» **STATED EXERCISE**
Copy out each line of the material below that holds the string "Tailwind".

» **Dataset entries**
- - -
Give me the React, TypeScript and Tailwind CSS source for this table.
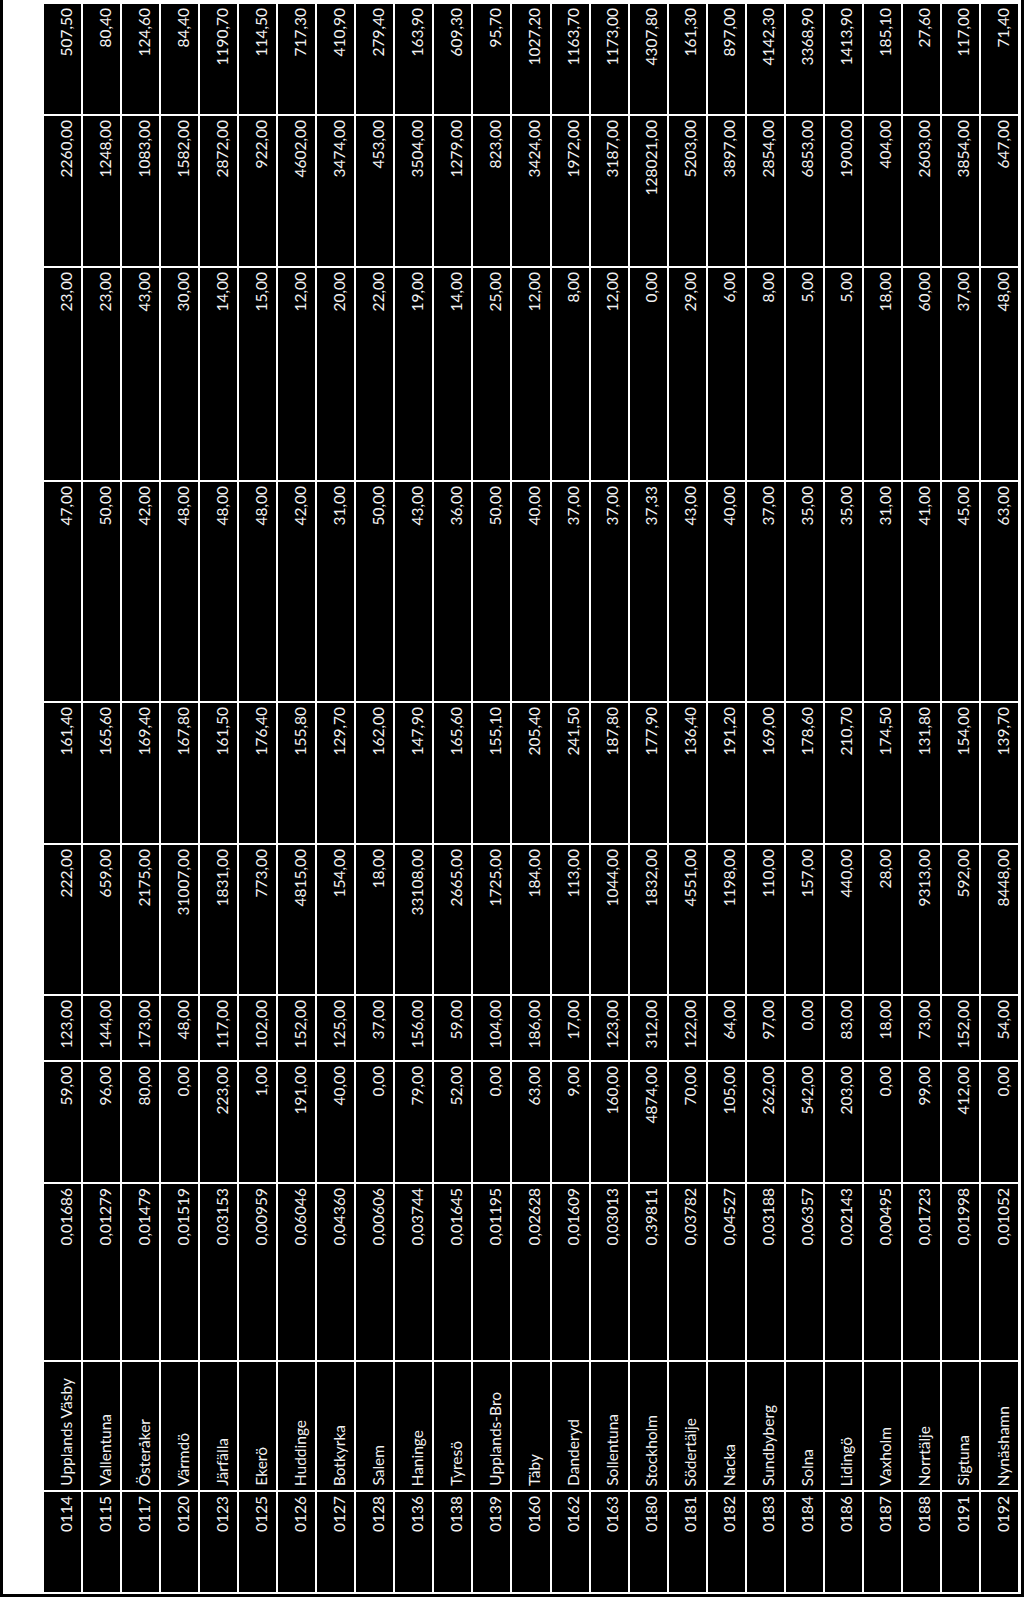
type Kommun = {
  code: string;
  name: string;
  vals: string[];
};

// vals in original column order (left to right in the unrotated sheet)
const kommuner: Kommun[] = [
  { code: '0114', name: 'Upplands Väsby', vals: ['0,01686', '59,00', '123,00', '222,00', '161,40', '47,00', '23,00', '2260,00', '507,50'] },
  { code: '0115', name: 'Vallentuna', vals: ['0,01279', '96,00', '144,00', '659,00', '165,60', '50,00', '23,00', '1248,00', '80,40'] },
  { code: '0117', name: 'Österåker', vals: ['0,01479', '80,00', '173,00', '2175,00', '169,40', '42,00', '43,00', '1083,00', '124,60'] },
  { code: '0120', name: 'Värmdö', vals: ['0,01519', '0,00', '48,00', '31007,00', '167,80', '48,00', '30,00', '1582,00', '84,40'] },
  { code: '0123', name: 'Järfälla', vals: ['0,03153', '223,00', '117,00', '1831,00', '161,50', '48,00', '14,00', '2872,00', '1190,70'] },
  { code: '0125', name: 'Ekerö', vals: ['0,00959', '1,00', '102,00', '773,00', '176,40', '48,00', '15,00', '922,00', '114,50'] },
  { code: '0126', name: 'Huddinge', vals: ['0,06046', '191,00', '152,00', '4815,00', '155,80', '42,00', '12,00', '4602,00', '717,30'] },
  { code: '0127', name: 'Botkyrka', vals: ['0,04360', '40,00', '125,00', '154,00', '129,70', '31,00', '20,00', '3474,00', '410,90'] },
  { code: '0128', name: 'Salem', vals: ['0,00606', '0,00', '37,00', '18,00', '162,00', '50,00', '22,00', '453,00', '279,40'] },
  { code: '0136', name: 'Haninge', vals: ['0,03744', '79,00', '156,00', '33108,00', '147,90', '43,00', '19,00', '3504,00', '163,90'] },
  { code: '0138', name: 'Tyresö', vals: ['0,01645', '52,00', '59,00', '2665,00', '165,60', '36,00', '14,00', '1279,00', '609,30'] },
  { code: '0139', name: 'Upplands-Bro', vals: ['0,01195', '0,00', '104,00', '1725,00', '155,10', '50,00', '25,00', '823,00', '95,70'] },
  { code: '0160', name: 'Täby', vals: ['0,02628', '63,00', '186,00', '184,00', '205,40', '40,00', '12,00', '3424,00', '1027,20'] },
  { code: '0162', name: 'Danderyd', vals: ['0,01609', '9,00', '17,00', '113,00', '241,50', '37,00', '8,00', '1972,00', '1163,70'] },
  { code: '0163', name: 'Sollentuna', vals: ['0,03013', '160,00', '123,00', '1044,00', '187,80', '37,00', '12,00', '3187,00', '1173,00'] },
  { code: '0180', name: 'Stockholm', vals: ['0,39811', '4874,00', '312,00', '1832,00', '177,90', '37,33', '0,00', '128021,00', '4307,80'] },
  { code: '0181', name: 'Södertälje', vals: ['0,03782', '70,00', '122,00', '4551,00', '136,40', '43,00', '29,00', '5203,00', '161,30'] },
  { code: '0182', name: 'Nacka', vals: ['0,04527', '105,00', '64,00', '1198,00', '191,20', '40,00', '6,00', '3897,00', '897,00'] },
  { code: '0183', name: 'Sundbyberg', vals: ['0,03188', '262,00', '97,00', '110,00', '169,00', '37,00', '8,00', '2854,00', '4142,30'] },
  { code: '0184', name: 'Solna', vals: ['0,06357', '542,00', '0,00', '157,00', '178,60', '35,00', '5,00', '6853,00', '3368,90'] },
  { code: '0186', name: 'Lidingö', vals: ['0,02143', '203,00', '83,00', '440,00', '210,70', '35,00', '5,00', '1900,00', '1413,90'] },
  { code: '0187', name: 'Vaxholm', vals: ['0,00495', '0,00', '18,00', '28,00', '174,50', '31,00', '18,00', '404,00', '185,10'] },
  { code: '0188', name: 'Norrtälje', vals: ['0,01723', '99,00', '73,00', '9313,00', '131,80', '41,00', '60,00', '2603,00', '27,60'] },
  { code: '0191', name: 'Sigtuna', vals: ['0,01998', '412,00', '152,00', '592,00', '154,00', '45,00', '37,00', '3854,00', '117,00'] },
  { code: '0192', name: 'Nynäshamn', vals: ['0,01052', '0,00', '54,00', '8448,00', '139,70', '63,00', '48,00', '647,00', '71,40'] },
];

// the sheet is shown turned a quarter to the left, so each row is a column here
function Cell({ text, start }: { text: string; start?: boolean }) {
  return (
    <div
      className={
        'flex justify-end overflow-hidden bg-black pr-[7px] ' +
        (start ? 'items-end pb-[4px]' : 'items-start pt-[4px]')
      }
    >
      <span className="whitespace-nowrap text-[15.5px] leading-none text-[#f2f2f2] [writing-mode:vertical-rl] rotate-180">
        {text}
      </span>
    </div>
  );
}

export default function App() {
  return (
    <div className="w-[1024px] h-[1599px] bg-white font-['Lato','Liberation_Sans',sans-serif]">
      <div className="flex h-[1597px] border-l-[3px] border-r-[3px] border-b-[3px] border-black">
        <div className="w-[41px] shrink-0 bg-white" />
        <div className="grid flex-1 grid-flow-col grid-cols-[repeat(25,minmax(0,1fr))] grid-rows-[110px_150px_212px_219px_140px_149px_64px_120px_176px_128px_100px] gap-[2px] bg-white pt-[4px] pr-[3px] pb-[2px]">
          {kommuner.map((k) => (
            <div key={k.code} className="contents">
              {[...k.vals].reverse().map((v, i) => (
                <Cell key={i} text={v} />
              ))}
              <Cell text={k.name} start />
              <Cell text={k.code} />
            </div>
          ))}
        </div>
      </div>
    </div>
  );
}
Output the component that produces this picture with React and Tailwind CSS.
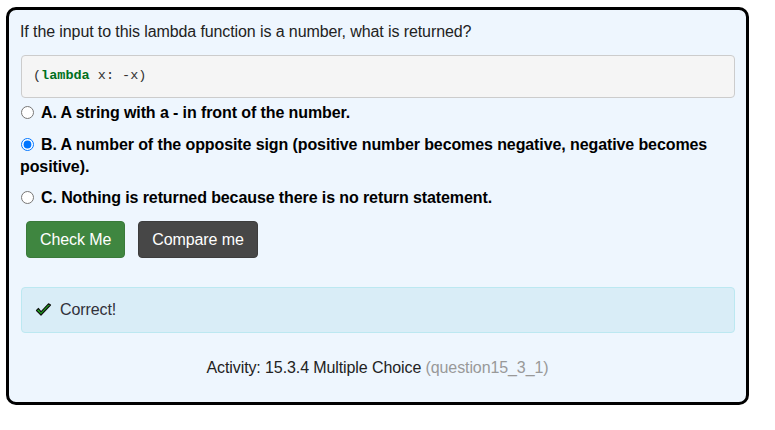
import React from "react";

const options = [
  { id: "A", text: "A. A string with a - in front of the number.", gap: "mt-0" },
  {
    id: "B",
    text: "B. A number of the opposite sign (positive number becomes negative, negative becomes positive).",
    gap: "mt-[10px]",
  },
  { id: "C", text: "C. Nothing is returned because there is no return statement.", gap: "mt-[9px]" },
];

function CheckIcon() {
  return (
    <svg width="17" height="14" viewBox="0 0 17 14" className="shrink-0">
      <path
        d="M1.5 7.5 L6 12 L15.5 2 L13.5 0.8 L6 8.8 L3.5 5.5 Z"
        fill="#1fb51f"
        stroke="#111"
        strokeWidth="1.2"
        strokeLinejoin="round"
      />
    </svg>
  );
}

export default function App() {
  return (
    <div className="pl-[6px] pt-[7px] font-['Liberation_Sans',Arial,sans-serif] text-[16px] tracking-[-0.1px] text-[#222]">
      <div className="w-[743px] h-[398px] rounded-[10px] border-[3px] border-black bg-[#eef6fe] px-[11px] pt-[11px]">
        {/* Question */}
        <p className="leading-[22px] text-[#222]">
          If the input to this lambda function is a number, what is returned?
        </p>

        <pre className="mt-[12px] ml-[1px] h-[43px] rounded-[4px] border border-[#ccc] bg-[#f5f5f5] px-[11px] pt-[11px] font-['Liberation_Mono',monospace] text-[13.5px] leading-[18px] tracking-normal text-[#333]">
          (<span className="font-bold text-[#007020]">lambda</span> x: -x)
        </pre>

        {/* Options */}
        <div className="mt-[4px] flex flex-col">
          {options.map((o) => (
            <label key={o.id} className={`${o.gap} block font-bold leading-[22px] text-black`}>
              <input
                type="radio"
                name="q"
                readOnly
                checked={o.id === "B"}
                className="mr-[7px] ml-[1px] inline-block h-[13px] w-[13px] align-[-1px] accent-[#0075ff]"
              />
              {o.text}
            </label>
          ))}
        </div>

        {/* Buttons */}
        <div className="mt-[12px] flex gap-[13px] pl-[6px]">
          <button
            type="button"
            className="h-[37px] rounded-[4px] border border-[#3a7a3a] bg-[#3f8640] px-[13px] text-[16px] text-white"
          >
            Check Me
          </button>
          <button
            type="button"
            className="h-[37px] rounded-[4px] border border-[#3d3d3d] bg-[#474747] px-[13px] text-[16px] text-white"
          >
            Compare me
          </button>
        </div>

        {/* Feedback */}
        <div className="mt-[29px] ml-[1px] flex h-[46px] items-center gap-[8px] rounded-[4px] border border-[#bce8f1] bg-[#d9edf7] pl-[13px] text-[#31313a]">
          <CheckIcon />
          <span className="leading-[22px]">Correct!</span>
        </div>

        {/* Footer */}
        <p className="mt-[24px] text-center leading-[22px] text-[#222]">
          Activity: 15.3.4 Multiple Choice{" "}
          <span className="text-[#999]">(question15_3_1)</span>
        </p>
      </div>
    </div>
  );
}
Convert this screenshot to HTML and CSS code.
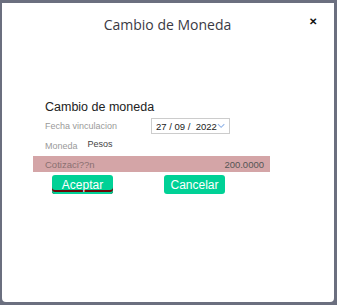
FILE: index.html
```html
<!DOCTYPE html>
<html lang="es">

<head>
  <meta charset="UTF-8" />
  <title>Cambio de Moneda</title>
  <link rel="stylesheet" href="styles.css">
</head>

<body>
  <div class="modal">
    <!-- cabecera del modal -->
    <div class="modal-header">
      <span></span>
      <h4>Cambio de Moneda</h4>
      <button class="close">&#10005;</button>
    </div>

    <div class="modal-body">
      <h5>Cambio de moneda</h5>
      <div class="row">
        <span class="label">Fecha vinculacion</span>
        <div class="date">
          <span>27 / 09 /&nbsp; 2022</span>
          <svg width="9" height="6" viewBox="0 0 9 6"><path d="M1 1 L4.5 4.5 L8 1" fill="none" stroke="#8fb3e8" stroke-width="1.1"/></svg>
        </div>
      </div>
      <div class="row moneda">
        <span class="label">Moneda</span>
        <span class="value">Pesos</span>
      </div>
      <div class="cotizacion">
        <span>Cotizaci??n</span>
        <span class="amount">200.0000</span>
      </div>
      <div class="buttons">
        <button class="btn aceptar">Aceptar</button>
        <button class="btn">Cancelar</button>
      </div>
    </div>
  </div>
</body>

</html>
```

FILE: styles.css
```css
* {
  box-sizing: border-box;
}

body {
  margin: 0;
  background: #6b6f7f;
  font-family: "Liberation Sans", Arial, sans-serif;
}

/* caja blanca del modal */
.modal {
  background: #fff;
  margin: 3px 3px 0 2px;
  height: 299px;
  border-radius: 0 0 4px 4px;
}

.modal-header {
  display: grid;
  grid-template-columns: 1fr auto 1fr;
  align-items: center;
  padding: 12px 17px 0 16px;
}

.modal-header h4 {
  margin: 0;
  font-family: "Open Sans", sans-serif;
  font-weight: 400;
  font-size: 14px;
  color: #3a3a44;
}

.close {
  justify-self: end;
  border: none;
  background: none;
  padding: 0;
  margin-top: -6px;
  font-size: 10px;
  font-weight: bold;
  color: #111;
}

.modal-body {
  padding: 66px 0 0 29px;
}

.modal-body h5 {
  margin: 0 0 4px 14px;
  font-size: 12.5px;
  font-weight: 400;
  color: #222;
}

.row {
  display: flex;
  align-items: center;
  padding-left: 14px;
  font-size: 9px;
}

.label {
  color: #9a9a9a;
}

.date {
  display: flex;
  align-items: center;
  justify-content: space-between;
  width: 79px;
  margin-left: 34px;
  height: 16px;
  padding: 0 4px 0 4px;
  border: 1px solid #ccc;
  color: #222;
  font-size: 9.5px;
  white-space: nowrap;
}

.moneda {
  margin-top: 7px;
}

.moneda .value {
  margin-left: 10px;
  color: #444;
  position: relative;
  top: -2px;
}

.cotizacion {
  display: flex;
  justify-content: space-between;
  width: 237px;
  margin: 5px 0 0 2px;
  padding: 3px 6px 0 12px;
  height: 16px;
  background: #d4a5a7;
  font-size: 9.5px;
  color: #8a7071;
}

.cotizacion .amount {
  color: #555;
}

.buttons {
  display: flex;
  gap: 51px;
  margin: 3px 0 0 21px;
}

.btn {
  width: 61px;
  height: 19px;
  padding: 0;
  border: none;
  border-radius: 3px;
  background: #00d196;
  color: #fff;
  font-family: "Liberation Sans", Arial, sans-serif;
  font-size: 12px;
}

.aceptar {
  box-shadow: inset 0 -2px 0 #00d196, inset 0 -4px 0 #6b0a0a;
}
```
- - -
» **ANSWER TO THE TASK**
Give me the React, TypeScript and Tailwind CSS source for this table.
Output the component that produces this picture with React and Tailwind CSS.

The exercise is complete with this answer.